在统购统销制度下,国家代替市场对资源实行计划配置,人为地违背了市场经济规律。在不同时期国家根据社会经济状况对该制度进行微调以求缓解各种矛盾,但始终无法削弱其内部的不经济和外部的负效应,由于制度转换成本高,国家只能让它在有效的控制路径依赖范围内存续发展,长此以往,制度弊病越积越多。第一,农产品购销差价长期倒挂,既影响农民收入和生产积极性,又增加国家财政负担;第二,农产品购销制度和市场流通体制严重束缚了社会经济发展;第三,取消统购派购改为合同定购后又出现新的农产品购销问题,双轨机制降低了制度运行效率[9]56-59。

改革开放以后,社会生产力和经济活力都有了很大提高,原有的商品购销和流通体制已不能适应社会新形势,成为了制约社会经济发展的壁垒。一方面,农业生产力得到极大提高,农业增产明显,对商品流通和商业经营体制提出了更高的要求,面对突然骤增的农产品,国家却无力全部统购派购,致使农民手中有富余的农产品却无法销售,生产积极性又一次被挫。另一方面,农业增产促进农民增收及其购买力提高,消费结构发生了显著变化,但定量供应的票证制度严重束缚着社会消费行为。从1984年开始,国家对统购统销制度进行改革调整,逐渐放松商品流通的管制,实行多渠道经营。1993年11月,中共中央、国务院发布《关于当前农业和农村经济发展的若干政策措施》宣布彻底改革粮食统销体制,取消票证制度,至此,持续近40年的统销统销制度终于退出历史舞台[1]379。

诱导性制度变迁是来自于社会微观主体对潜在利益的追求,改革主体来自于基层民众,程序为自下而上,在改革成本的分摊上向后推移,改革路径是渐进式的[3]175。

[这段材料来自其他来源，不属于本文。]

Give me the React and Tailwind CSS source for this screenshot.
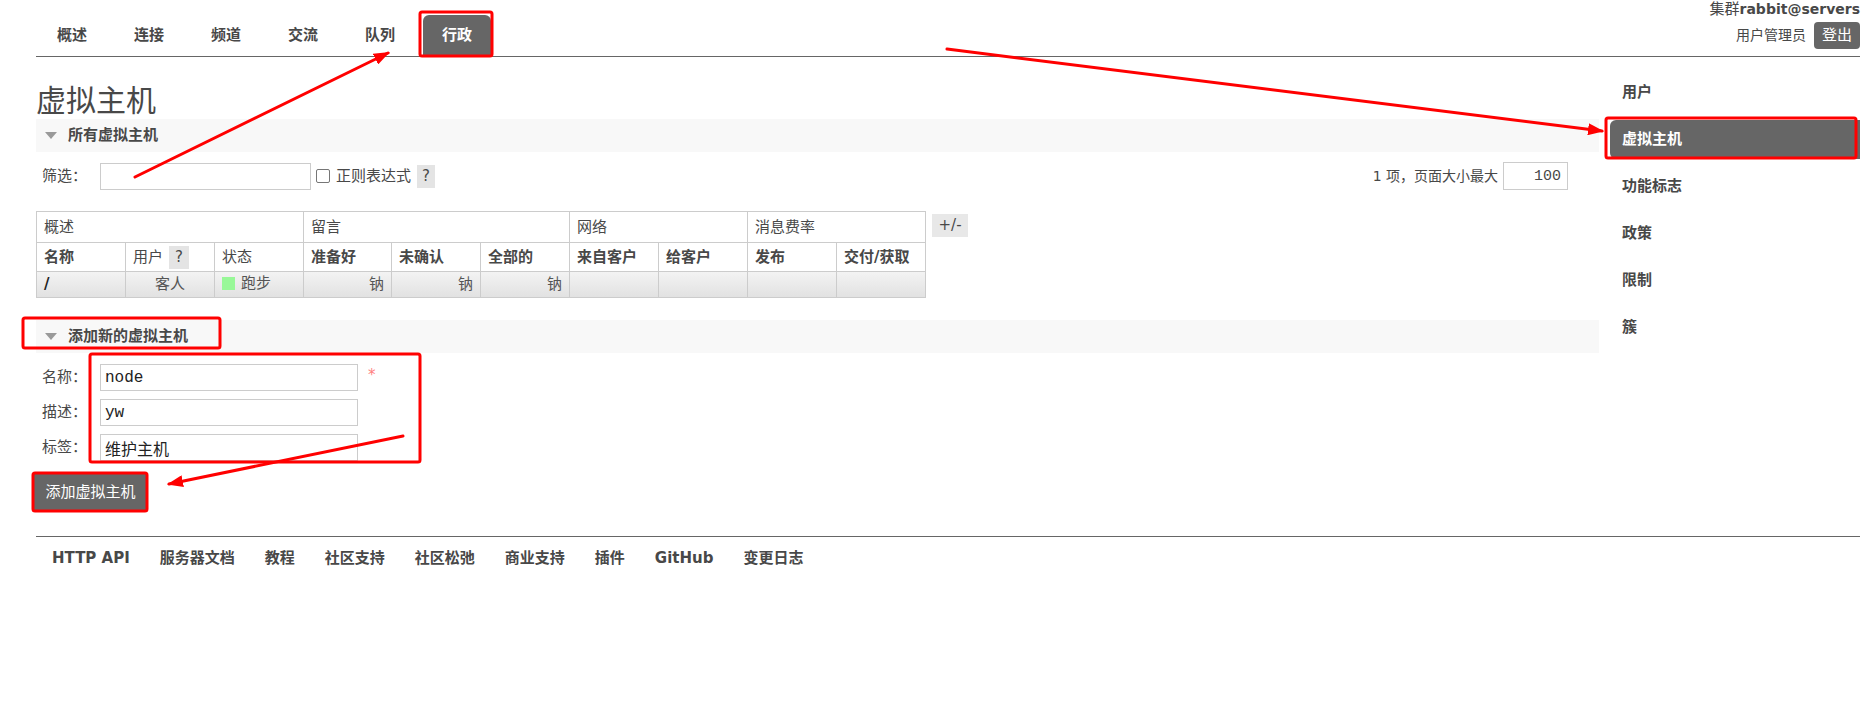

从统购统销制度运行发展直至解体过程,可以发现是基层民众对新制度安排的诉求行为,促使政府对原有制度进行调整,改革的路径是一个循序渐进的过程,改革的顺序上是先易后难、先试点后推广、先经济体制改革后制度政策改革。家庭联产承包责任制就是农民发挥创造性,向国家提出新的制度安排,当该生产体制蕴含巨大生产力和给社会带来巨大收益时,国家也有意识地维持并推进它的发展。与此同时,农产品卖难的问题、商品无法流通和民众消费欲望无法得到满足等问题出现,都表明社会民众又一次向国家提出新的制度安排,当购销制度几经改革调整收效仍不佳后,国家最后顺应了社会发展需要,强制性地对原有制度进行改变,取消了统购统销制度。然而,该制度解体并不意味着国家不再干预农产品资源供求,而是以市场调控为主的前提下,辅之于经济、行政和法律调节手段,以此来消除市场调控产生的外部性,从而达到资源的优化配置。

[1]罗平汉.票证时代:统购统销史[M].福州:福州人民出版社,2008.

[2]薄一波.若干重大决策与事件的回顾:上卷[M].北京:中共中央党校出版社,1991.

[3]邓大才.论制度变迁规模与变迁方式的组合模式[J].湖南社会科学,2004(1):172-176.

[4]徐勇.论农产品的国家性建构及其成效——国家整合视角下的“统购统销”与“瞒产私分”[J].中共党史研究,2008(1):51-58.

[5]田锡全.国家、省、县与粮食统购统销制度(1953—1957年)[M].上海:上海社会科学院出版社,2006:51.

[6]赵发生.当代中国的粮食工作[M].北京:中国社会科学出版社,1988.

[7]中国人民大学贸易经济系.粮、棉、油统购统销政策法令文件选编[G].北京:中国人民大学贸易经济系资料室,1979.

[8]吴晓燕.集市政治——交换中的权力与整合[D].武汉:华中师范大学,2008:216-218.

[9]张学兵.粮食统购统销制度解体过程的历史考察[J].中共党史研究,2007(3):54-60.